→ Required work
Set down the material below word for word, excluding the pictures.
··· Collected data
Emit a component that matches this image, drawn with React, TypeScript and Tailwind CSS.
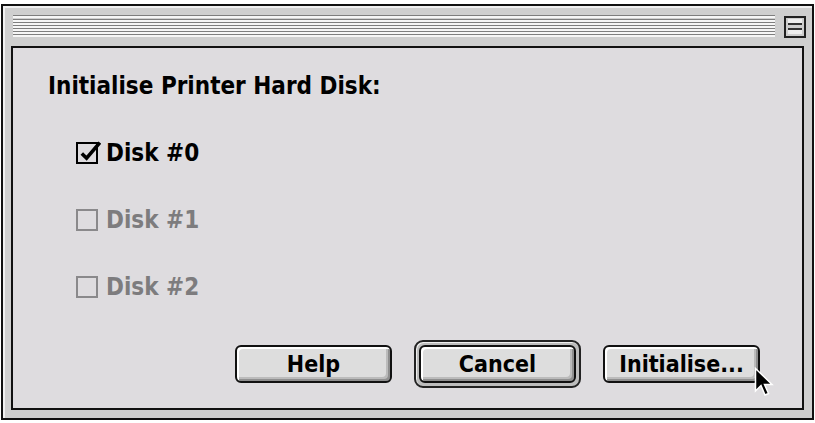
import React from "react";

const font = { fontFamily: '"DejaVu Sans Condensed", "DejaVu Sans", sans-serif' };

function Stripes() {
  return (
    <div className="flex-1 flex flex-col">
      {Array.from({ length: 7 }).map((_, i) => (
        <div key={i} className="h-[3px] border-t border-[#7e7e7e] bg-[#f6f6f6] mb-[0.2px]" />
      ))}
    </div>
  );
}

function Check({ checked, disabled }: { checked?: boolean; disabled?: boolean }) {
  return (
    <div
      className={
        "w-[22px] h-[22px] relative shrink-0 " +
        (disabled ? "border-2 border-[#8a898b]" : "border-2 border-black")
      }
    >
      {checked && (
        <svg viewBox="0 0 20 20" className="absolute left-[-1px] top-[-5px] w-[24px] h-[24px]">
          <path d="M4 12 L8 16 L19 3" fill="none" stroke="black" strokeWidth="3" />
        </svg>
      )}
    </div>
  );
}

function Button({ label, def }: { label: string; def?: boolean }) {
  const inner = (
    <div className="w-[157px] h-[38px] rounded-[6px] border-2 border-[#111] bg-[#dddddd] shadow-[inset_2px_2px_0_#ffffff,inset_-2px_-2px_0_#8f8f8f,inset_-4px_-4px_0_#bbbbbb] flex items-center justify-center text-[23px] font-bold text-black leading-none">
      {label}
    </div>
  );
  if (def)
    return (
      <div className="p-[3px] rounded-[9px] border-2 border-[#222] bg-[#bdbdbd] shadow-[inset_1px_1px_0_#eeeeee] -my-[5px]">
        {inner}
      </div>
    );
  return inner;
}

export default function App() {
  return (
    <div className="w-[815px] h-[423px] bg-white pt-[4px] pl-[1px]" style={font}>
      <div className="w-[813px] h-[416px] border-2 border-[#111] bg-[#cfcfcf] shadow-[inset_2px_2px_0_#f0f0f0] flex flex-col">
        <div className="h-[40px] flex items-center pl-[10px] pr-[6px] pt-[1px] gap-[9px]">
          <Stripes />
          <div className="w-[22px] h-[22px] border-2 border-[#222] bg-[#cfcfcf] flex flex-col justify-center gap-[3px] px-[2px]">
            <div className="h-[6px] border-b-2 border-[#333] bg-[#eeeeee]" />
            <div className="h-[6px] border-t-2 border-[#333] bg-[#eeeeee]" />
          </div>
        </div>
        <div className="ml-[8px] mr-[8px] h-[364px] border-2 border-[#111] bg-[#dedcdf] relative flex flex-col">
          <div className="pl-[35px] pt-[26px] text-[24px] font-bold text-black leading-none">
            Initialise Printer Hard Disk:
          </div>
          <div className="pl-[63px] pt-[44px] flex flex-col gap-[45px]">
            <div className="flex items-center gap-[8px] h-[22px] text-[24px] font-bold text-black">
              <Check checked />
              <span>Disk #0</span>
            </div>
            <div className="flex items-center gap-[8px] h-[22px] text-[24px] font-bold text-[#7d7c7e]">
              <Check disabled />
              <span>Disk #1</span>
            </div>
            <div className="flex items-center gap-[8px] h-[22px] text-[24px] font-bold text-[#7d7c7e]">
              <Check disabled />
              <span>Disk #2</span>
            </div>
          </div>
          <div className="flex justify-end items-center gap-[22px] pr-[42px] mt-[47px]">
            <Button label="Help" />
            <Button label="Cancel" def />
            <Button label="Initialise..." />
          </div>
          <svg className="absolute left-[741px] top-[319px]" width="22" height="32" viewBox="0 0 22 32">
            <path d="M1.5 1.5 L1.5 24 L7 18.5 L11 28 L14.5 26.5 L10.5 17.5 L18 17.5 Z" fill="black" stroke="white" strokeWidth="1.5" />
          </svg>
        </div>
      </div>
    </div>
  );
}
······
→ Exercise solution
Emit a component that matches this image, drawn with React, TypeScript and Tailwind CSS.
import React from "react";

const font = { fontFamily: '"DejaVu Sans Condensed", "DejaVu Sans", sans-serif' };

function Stripes() {
  return (
    <div className="flex-1 flex flex-col">
      {Array.from({ length: 7 }).map((_, i) => (
        <div key={i} className="h-[3px] border-t border-[#7e7e7e] bg-[#f6f6f6] mb-[0.2px]" />
      ))}
    </div>
  );
}

function Check({ checked, disabled }: { checked?: boolean; disabled?: boolean }) {
  return (
    <div
      className={
        "w-[22px] h-[22px] relative shrink-0 " +
        (disabled ? "border-2 border-[#8a898b]" : "border-2 border-black")
      }
    >
      {checked && (
        <svg viewBox="0 0 20 20" className="absolute left-[-1px] top-[-5px] w-[24px] h-[24px]">
          <path d="M4 12 L8 16 L19 3" fill="none" stroke="black" strokeWidth="3" />
        </svg>
      )}
    </div>
  );
}

function Button({ label, def }: { label: string; def?: boolean }) {
  const inner = (
    <div className="w-[157px] h-[38px] rounded-[6px] border-2 border-[#111] bg-[#dddddd] shadow-[inset_2px_2px_0_#ffffff,inset_-2px_-2px_0_#8f8f8f,inset_-4px_-4px_0_#bbbbbb] flex items-center justify-center text-[23px] font-bold text-black leading-none">
      {label}
    </div>
  );
  if (def)
    return (
      <div className="p-[3px] rounded-[9px] border-2 border-[#222] bg-[#bdbdbd] shadow-[inset_1px_1px_0_#eeeeee] -my-[5px]">
        {inner}
      </div>
    );
  return inner;
}

export default function App() {
  return (
    <div className="w-[815px] h-[423px] bg-white pt-[4px] pl-[1px]" style={font}>
      <div className="w-[813px] h-[416px] border-2 border-[#111] bg-[#cfcfcf] shadow-[inset_2px_2px_0_#f0f0f0] flex flex-col">
        <div className="h-[40px] flex items-center pl-[10px] pr-[6px] pt-[1px] gap-[9px]">
          <Stripes />
          <div className="w-[22px] h-[22px] border-2 border-[#222] bg-[#cfcfcf] flex flex-col justify-center gap-[3px] px-[2px]">
            <div className="h-[6px] border-b-2 border-[#333] bg-[#eeeeee]" />
            <div className="h-[6px] border-t-2 border-[#333] bg-[#eeeeee]" />
          </div>
        </div>
        <div className="ml-[8px] mr-[8px] h-[364px] border-2 border-[#111] bg-[#dedcdf] relative flex flex-col">
          <div className="pl-[35px] pt-[26px] text-[24px] font-bold text-black leading-none">
            Initialise Printer Hard Disk:
          </div>
          <div className="pl-[63px] pt-[44px] flex flex-col gap-[45px]">
            <div className="flex items-center gap-[8px] h-[22px] text-[24px] font-bold text-black">
              <Check checked />
              <span>Disk #0</span>
            </div>
            <div className="flex items-center gap-[8px] h-[22px] text-[24px] font-bold text-[#7d7c7e]">
              <Check disabled />
              <span>Disk #1</span>
            </div>
            <div className="flex items-center gap-[8px] h-[22px] text-[24px] font-bold text-[#7d7c7e]">
              <Check disabled />
              <span>Disk #2</span>
            </div>
          </div>
          <div className="flex justify-end items-center gap-[22px] pr-[42px] mt-[47px]">
            <Button label="Help" />
            <Button label="Cancel" def />
            <Button label="Initialise..." />
          </div>
          <svg className="absolute left-[741px] top-[319px]" width="22" height="32" viewBox="0 0 22 32">
            <path d="M1.5 1.5 L1.5 24 L7 18.5 L11 28 L14.5 26.5 L10.5 17.5 L18 17.5 Z" fill="black" stroke="white" strokeWidth="1.5" />
          </svg>
        </div>
      </div>
    </div>
  );
}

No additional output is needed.